We continue our series of posts on our 15 CSR commitments, this time with a theme that remains at the heart of our activities: helping to preserve our heritage and keep people safe.
Preserving and protecting is at the heart of our DNA
We provide monitoring, engineering and consultancy expertise to infrastructure builders and owners. Our mission is to monitor the condition and behaviour of assets throughout their lifecycle to ensure the safety of their users.
At Sixense, we are also committed to the preservation of territory and cultural heritage, placing environmental issues at the heart of our development projects. We support public authorities and organisations in implementing solutions to adapt to climate change.
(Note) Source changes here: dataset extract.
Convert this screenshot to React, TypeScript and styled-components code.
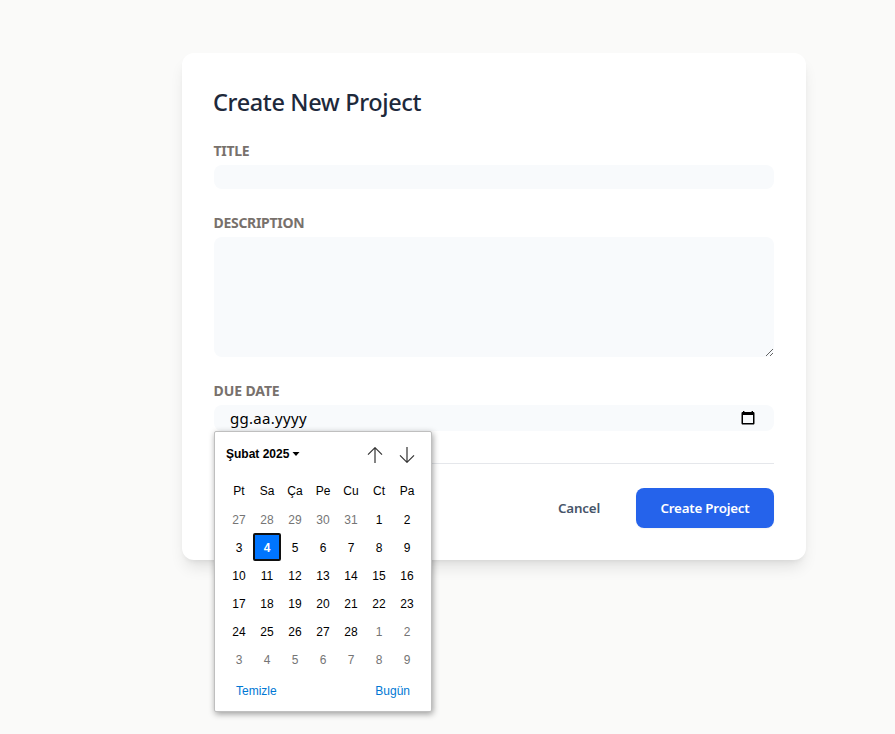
import React from 'react';
import styled, { createGlobalStyle } from 'styled-components';

const GlobalStyle = createGlobalStyle`
  * { box-sizing: border-box; }
  body {
    margin: 0;
    background: #fafaf9;
    font-family: "Segoe UI", "Noto Sans", "Open Sans", sans-serif;
    overflow: hidden;
  }
`;

const Page = styled.main`
  height: 734px;
  padding: 53px 89px 0 182px;
`;

const Card = styled.form`
  height: 507px;
  padding: 32px;
  border-radius: 12px;
  background: #fff;
  box-shadow: 0 10px 15px -3px rgba(0, 0, 0, 0.1), 0 4px 6px -4px rgba(0, 0, 0, 0.1);
`;

const Heading = styled.h2`
  margin: 0 0 22px -1px;
  color: #1e293b;
  font-size: 23.5px;
  font-weight: 500;
  line-height: 34px;
  letter-spacing: -0.37px;
  white-space: nowrap;
`;

const Field = styled.div<{ $gap: number }>`
  position: relative;
  margin-bottom: ${(p) => p.$gap}px;
`;

const Label = styled.label<{ $tracking: number }>`
  display: block;
  margin: 0 0 4px -0.5px;
  color: #78716c;
  font-size: 14px;
  font-weight: 700;
  line-height: 20px;
  letter-spacing: ${(p) => p.$tracking}px;
  text-transform: uppercase;
`;

const TextInput = styled.input`
  display: block;
  width: 100%;
  height: 24px;
  padding: 0 16px;
  border: 0;
  border-radius: 8px;
  background: #f8fafc;
  font: inherit;
`;

const TextArea = styled.textarea`
  display: block;
  width: 100%;
  height: 120px;
  padding: 12px 16px;
  border: 0;
  border-radius: 8px;
  background: #f8fafc;
  font: inherit;
  resize: vertical;
`;

const DateInput = styled.div`
  display: flex;
  align-items: center;
  justify-content: space-between;
  height: 26px;
  padding: 0 18px 0 16px;
  border-radius: 8px;
  background: #f8fafc;
  color: #000;
  font-size: 15px;
  line-height: 28px;
`;

const DateText = styled.span`
  letter-spacing: 0.3px;
`;

const Actions = styled.footer`
  display: flex;
  justify-content: flex-end;
  padding-top: 24px;
  border-top: 1px solid #e5e7eb;
`;

const Button = styled.button<{ $primary?: boolean }>`
  height: 40px;
  width: ${(p) => (p.$primary ? 138 : 90)}px;
  margin-left: ${(p) => (p.$primary ? 12 : 0)}px;
  padding: 0 0 1px;
  border: 0;
  border-radius: 8px;
  background: ${(p) => (p.$primary ? '#2563eb' : 'transparent')};
  box-shadow: ${(p) => (p.$primary ? '0 1px 2px rgba(0, 0, 0, 0.05)' : 'none')};
  color: ${(p) => (p.$primary ? '#fff' : '#475569')};
  font-family: inherit;
  font-size: 13.3333px;
  font-weight: 600;
  letter-spacing: ${(p) => (p.$primary ? -0.2 : -0.15)}px;
  white-space: nowrap;
`;

const Picker = styled.section`
  position: absolute;
  z-index: 2;
  top: 50px;
  left: 0;
  width: 218px;
  height: 281px;
  padding: 0 10px;
  border: 1px solid #bfbfbf;
  border-radius: 2px;
  background: #fff;
  box-shadow: 1px 2px 6px rgba(0, 0, 0, 0.38);
  color: #000;
  font: 12px/28px "Liberation Sans", Arial, sans-serif;
`;

const MonthBar = styled.header`
  display: flex;
  align-items: center;
  height: 45px;
  padding: 0 6px 0 1px;
`;

const MonthName = styled.strong`
  display: flex;
  flex: 1;
  align-items: center;
  gap: 3px;
  padding-bottom: 2px;
`;

const Arrows = styled.div`
  display: flex;
  gap: 16px;
`;

const DayGrid = styled.div`
  display: grid;
  grid-template-columns: repeat(7, 28px);
  grid-template-rows: 29px repeat(6, 28px);
  text-align: center;
`;

const Day = styled.span<{ $muted?: boolean; $selected?: boolean }>`
  color: ${(p) => (p.$selected ? '#fff' : p.$muted ? '#757575' : '#000')};
  border-radius: 2px;
  ${(p) =>
    p.$selected &&
    `margin: -1px 0 1px;
     border: 2px solid #101010;
     background: #0075ff;
     font-weight: 700;
     line-height: 26px;`}
`;

const Links = styled.div`
  display: flex;
  justify-content: space-between;
  padding: 3px 11px 0 11px;
  color: #0078d4;
`;

const CalendarIcon = () => (
  <svg width="16" height="16" viewBox="0 0 16 16" aria-hidden="true">
    <path
      fill="#000"
      fillRule="evenodd"
      d="M3 1h1.4v1h7.2V1H13v1h.2c.8 0 1.3.5 1.3 1.3v9.9c0 .8-.5 1.3-1.3 1.3H2.8c-.8 0-1.3-.5-1.3-1.3V3.300c0-.8.5-1.3 1.3-1.3H3zM3 5v8h10V5z"
    />
  </svg>
);

const Arrow = ({ down }: { down?: boolean }) => (
  <svg width="16" height="16" viewBox="0 0 16 16" fill="none" stroke="#333" aria-hidden="true">
    <path d={down ? 'M8 0v15.3M1 8.3l7 7 7-7' : 'M8 16V.7M1 7.7l7-7 7 7'} strokeWidth="1.2" />
  </svg>
);

const weekdays = ['Pt', 'Sa', 'Ça', 'Pe', 'Cu', 'Ct', 'Pa'];
const firstDay = new Date(2025, 0, 27);
const days = Array.from({ length: 42 }, (_, i) => {
  const date = new Date(firstDay);
  date.setDate(date.getDate() + i);
  return { number: date.getDate(), inMonth: date.getMonth() === 1 };
});

const DatePicker = () => (
  <Picker>
    <MonthBar>
      <MonthName>
        Şubat 2025
        <svg width="8" height="4" viewBox="0 0 8 4" aria-hidden="true">
          <path d="M.5 0h7L4 4z" />
        </svg>
      </MonthName>
      <Arrows>
        <Arrow />
        <Arrow down />
      </Arrows>
    </MonthBar>
    <DayGrid>
      {weekdays.map((name) => (
        <Day key={name}>{name}</Day>
      ))}
      {days.map((day, i) => (
        <Day key={i} $muted={!day.inMonth} $selected={day.inMonth && day.number === 4}>
          {day.number}
        </Day>
      ))}
    </DayGrid>
    <Links>
      <span>Temizle</span>
      <span>Bugün</span>
    </Links>
  </Picker>
);

export default function App() {
  return (
    <>
      <GlobalStyle />
      <Page>
        <Card>
          <Heading>Create New Project</Heading>
          <Field $gap={24}>
            <Label $tracking={-0.3} htmlFor="title">Title</Label>
            <TextInput id="title" />
          </Field>
          <Field $gap={24}>
            <Label $tracking={-0.3} htmlFor="description">Description</Label>
            <TextArea id="description" />
          </Field>
          <Field $gap={32}>
            <Label $tracking={-0.1}>Due Date</Label>
            <DateInput>
              <DateText>gg.aa.yyyy</DateText>
              <CalendarIcon />
            </DateInput>
            <DatePicker />
          </Field>
          <Actions>
            <Button type="button">Cancel</Button>
            <Button type="button" $primary>Create Project</Button>
          </Actions>
        </Card>
      </Page>
    </>
  );
}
At Sixense, we also support public and private stakeholders in implementing solutions to adapt to climate change.
Working every day for sustainability and safety
very day and in all our activities, we work to make infrastructures more sustainable and ensure the safety of their users. We contribute to the preservation of territories by helping to reduce demolition and reconstruction operations in favour of an approach focused on extending the life cycle of structures.
These missions are delivered through our expertise:
- Specialised engineering to safeguard and optimise operations
- Instrumentation and monitoring solutions for soil, assets and the environment
- Digital business solutions to enhance the value of infrastructure and its lifecycle
Our actions on the ground
Devoting our expertise to climate change adaptation
hrough Resallience, our design office specialised in climate change adaptation, we are involved in various climate change adaptation projects and missions around the world. In France, for example, we have developed a modelling tool and consulting services to identify vulnerabilities to climate hazards in social housing. A multidisciplinary and systemic study carried out by Resallience fed into a Resilience Performance Diagnostic tool used by CDC Habitat as well as Action Logement (a French public housing organisation) to better anticipate and manage needed investments to improve the quality of life and safety of tenants. As a result, 50,000 social housing units have benefited from a Resilience Performance Diagnostic.
Securing engineering structures after natural disasters
At the end of 2020, Storm Alex isolated several areas, including the Upper Roya Valley in south-east France. Floods and landslides cast a tragic shadow over the region and damaged engineering assets, including a viaduct used by a regional railway for a “lifeline”, as the French national railway company calls it, connecting the Roya Valley to the city of Nice. Sixense Monitoring reacted on an emergency basis, along with rescue services, to install Cyclops motorised theodolites to ensure the safety of those repairing the viaduct and securing the structure and its surroundings while the train continued to roll over the bridge. For the first few weeks, the train was the only means of access to the upper valley other than a helicopter, and Sixense’s measurements were reviewed in real time to authorise the train’s passage.
Contributing to preserve cultural heritage
El Carmen station, located in the city of Murcia in south-east Spain, is steeped in history. It was built in 1863. After a series of twists and turns in the project to move the station underground, the building was preserved while the Madrid-Levant high-speed line was developed to open up the region. Our employees based in Murcia are proud to have taken part in this project combining urban development and cultural heritage conservation, by installing sensors to measure and monitor the station and its infrastructure.